Reserve for Processing Losses: If, due to insolvency or bankruptcy of one of the Company’s merchant customers, or for any other reason, the Company is not able to collect amounts from its card processing credit card, ACH or merchant prepaid customers that have been properly "charged back" by the customer or if a prepaid cardholder incurs a negative balance, the Company must bear the credit risk for the full amount of the transaction. The Company evaluates its risk for such transactions and estimates its potential processing losses based primarily on historical experience and other relevant factors.  At December 31, 2013 and, 2012, the Company’s reserve for processing losses was $297,365 and $214,560, respectively.

 

Advertising Costs: Advertising is expensed as incurred.
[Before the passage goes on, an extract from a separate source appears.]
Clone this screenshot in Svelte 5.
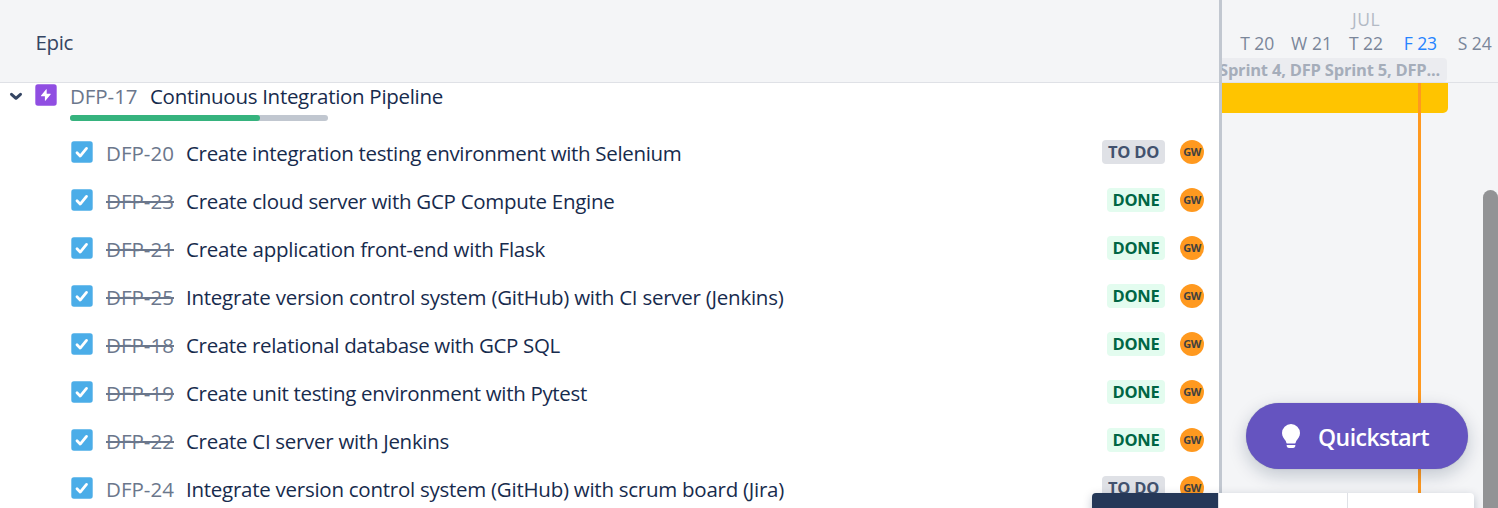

The Company incurred approximately $23,600 and $43,900 in advertising costs in 2013 and 2012, respectively.

 

Income Taxes: Deferred tax assets and liabilities are recorded based on differences between financial reporting and tax bases of assets and liabilities and are measured using the enacted tax rates and laws that are expected to be in effect when the differences are expected to reverse. Management is not aware of any tax positions that would have a significant impact on its financial position.  As with all businesses, the Company’s tax returns are subject to periodic examination.  The Company’s federal returns for the past four years remain open to examination.  The Company is subject to the Texas margin tax.

 

Stock-Based Compensation: The Company recognizes as compensation expense all share-based payment awards made to employees and directors, including grants of stock options and warrants, based on estimated fair values. Fair value is generally determined based on the closing price of the Company’s common stock on the date of grant.

 

Earnings Per Share: Basic and diluted earnings per common share are calculated by dividing earnings by the weighted average number of common shares outstanding during the period.